Short task =>
Extract the full listing verbatim and drop any pictures from your copy.

Collected material =>
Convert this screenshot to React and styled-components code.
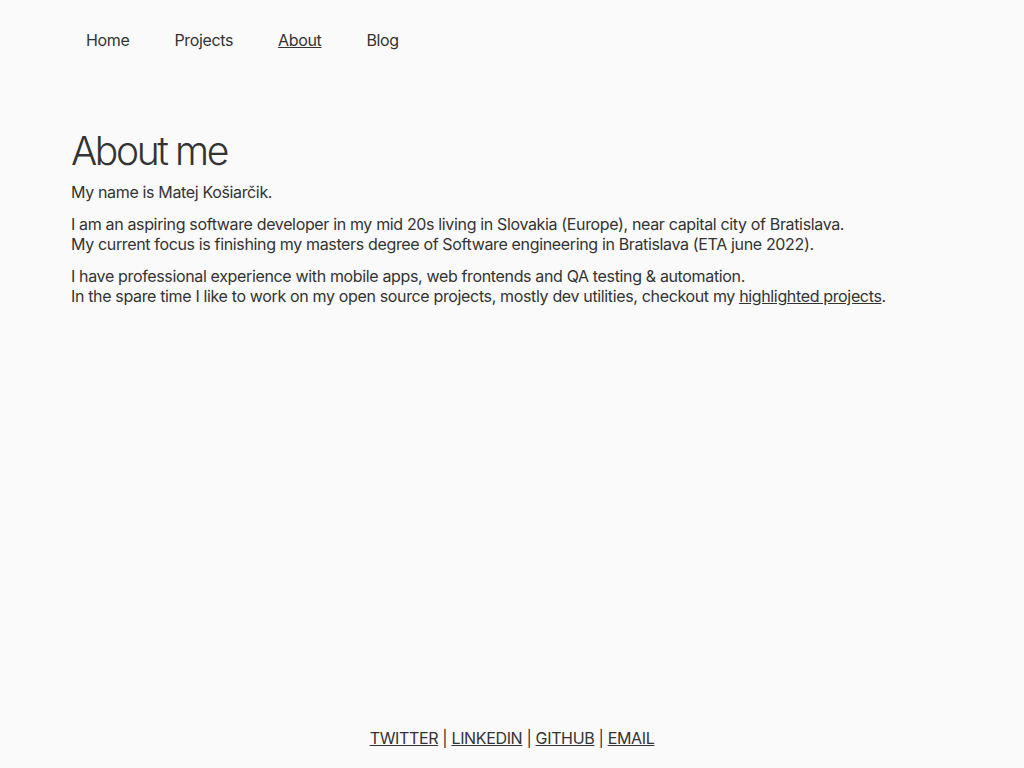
import React from 'react';
import styled, { createGlobalStyle } from 'styled-components';

const GlobalStyle = createGlobalStyle`
  html, body {
    margin: 0;
    padding: 0;
    background-color: #fafafa;
  }

  body {
    font-family: Inter, "Noto Sans", sans-serif;
    color: #333;
    font-size: 16px;
    line-height: 20px;
    letter-spacing: -0.35px;
  }
`;

const Page = styled.div`
  min-height: 100vh;
  display: flex;
  flex-direction: column;
`;

const Nav = styled.nav`
  display: flex;
  padding: 30px 0 0 63.5px;
`;

const NavLink = styled.a`
  padding: 0 22.5px;
  color: #333;
  text-decoration: ${(props) => (props.active ? 'underline' : 'none')};
  cursor: pointer;
`;

const Main = styled.main`
  flex: 1;
  padding: 77px 71px 0;
`;

const Title = styled.h1`
  margin: 0 0 7px;
  font-size: 39px;
  line-height: 48px;
  font-weight: 300;
  letter-spacing: -2.4px;
  color: #333;
`;

const Paragraph = styled.p`
  margin: 0 0 12px;
`;

const Link = styled.a`
  color: #333;
  text-decoration: underline;
`;

const Footer = styled.footer`
  text-align: center;
  padding-bottom: 20px;
`;

const navItems = ['Home', 'Projects', 'About', 'Blog'];
const socials = ['TWITTER', 'LINKEDIN', 'GITHUB', 'EMAIL'];

function App() {
  return (
    <Page>
      <GlobalStyle />
      <Nav>
        {navItems.map((item) => (
          <NavLink key={item} active={item === 'About' ? 1 : 0}>
            {item}
          </NavLink>
        ))}
      </Nav>
      <Main>
        <Title>About me</Title>
        <Paragraph>My name is Matej Košiarčik.</Paragraph>
        <Paragraph>
          I am an aspiring software developer in my mid 20s living in Slovakia (Europe), near capital city of Bratislava.
          <br />
          My current focus is finishing my masters degree of Software engineering in Bratislava (ETA june 2022).
        </Paragraph>
        <Paragraph>
          I have professional experience with mobile apps, web frontends and QA testing &amp; automation.
          <br />
          In the spare time I like to work on my open source projects, mostly dev utilities, checkout my{' '}
          <Link>highlighted projects</Link>.
        </Paragraph>
      </Main>
      <Footer>
        {socials.map((s, i) => (
          <React.Fragment key={s}>
            {i > 0 && ' | '}
            <Link>{s}</Link>
          </React.Fragment>
        ))}
      </Footer>
    </Page>
  );
}

export default App;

Solution below =>
Convert this screenshot to React and styled-components code.
import React from 'react';
import styled, { createGlobalStyle } from 'styled-components';

const GlobalStyle = createGlobalStyle`
  html, body {
    margin: 0;
    padding: 0;
    background-color: #fafafa;
  }

  body {
    font-family: Inter, "Noto Sans", sans-serif;
    color: #333;
    font-size: 16px;
    line-height: 20px;
    letter-spacing: -0.35px;
  }
`;

const Page = styled.div`
  min-height: 100vh;
  display: flex;
  flex-direction: column;
`;

const Nav = styled.nav`
  display: flex;
  padding: 30px 0 0 63.5px;
`;

const NavLink = styled.a`
  padding: 0 22.5px;
  color: #333;
  text-decoration: ${(props) => (props.active ? 'underline' : 'none')};
  cursor: pointer;
`;

const Main = styled.main`
  flex: 1;
  padding: 77px 71px 0;
`;

const Title = styled.h1`
  margin: 0 0 7px;
  font-size: 39px;
  line-height: 48px;
  font-weight: 300;
  letter-spacing: -2.4px;
  color: #333;
`;

const Paragraph = styled.p`
  margin: 0 0 12px;
`;

const Link = styled.a`
  color: #333;
  text-decoration: underline;
`;

const Footer = styled.footer`
  text-align: center;
  padding-bottom: 20px;
`;

const navItems = ['Home', 'Projects', 'About', 'Blog'];
const socials = ['TWITTER', 'LINKEDIN', 'GITHUB', 'EMAIL'];

function App() {
  return (
    <Page>
      <GlobalStyle />
      <Nav>
        {navItems.map((item) => (
          <NavLink key={item} active={item === 'About' ? 1 : 0}>
            {item}
          </NavLink>
        ))}
      </Nav>
      <Main>
        <Title>About me</Title>
        <Paragraph>My name is Matej Košiarčik.</Paragraph>
        <Paragraph>
          I am an aspiring software developer in my mid 20s living in Slovakia (Europe), near capital city of Bratislava.
          <br />
          My current focus is finishing my masters degree of Software engineering in Bratislava (ETA june 2022).
        </Paragraph>
        <Paragraph>
          I have professional experience with mobile apps, web frontends and QA testing &amp; automation.
          <br />
          In the spare time I like to work on my open source projects, mostly dev utilities, checkout my{' '}
          <Link>highlighted projects</Link>.
        </Paragraph>
      </Main>
      <Footer>
        {socials.map((s, i) => (
          <React.Fragment key={s}>
            {i > 0 && ' | '}
            <Link>{s}</Link>
          </React.Fragment>
        ))}
      </Footer>
    </Page>
  );
}

export default App;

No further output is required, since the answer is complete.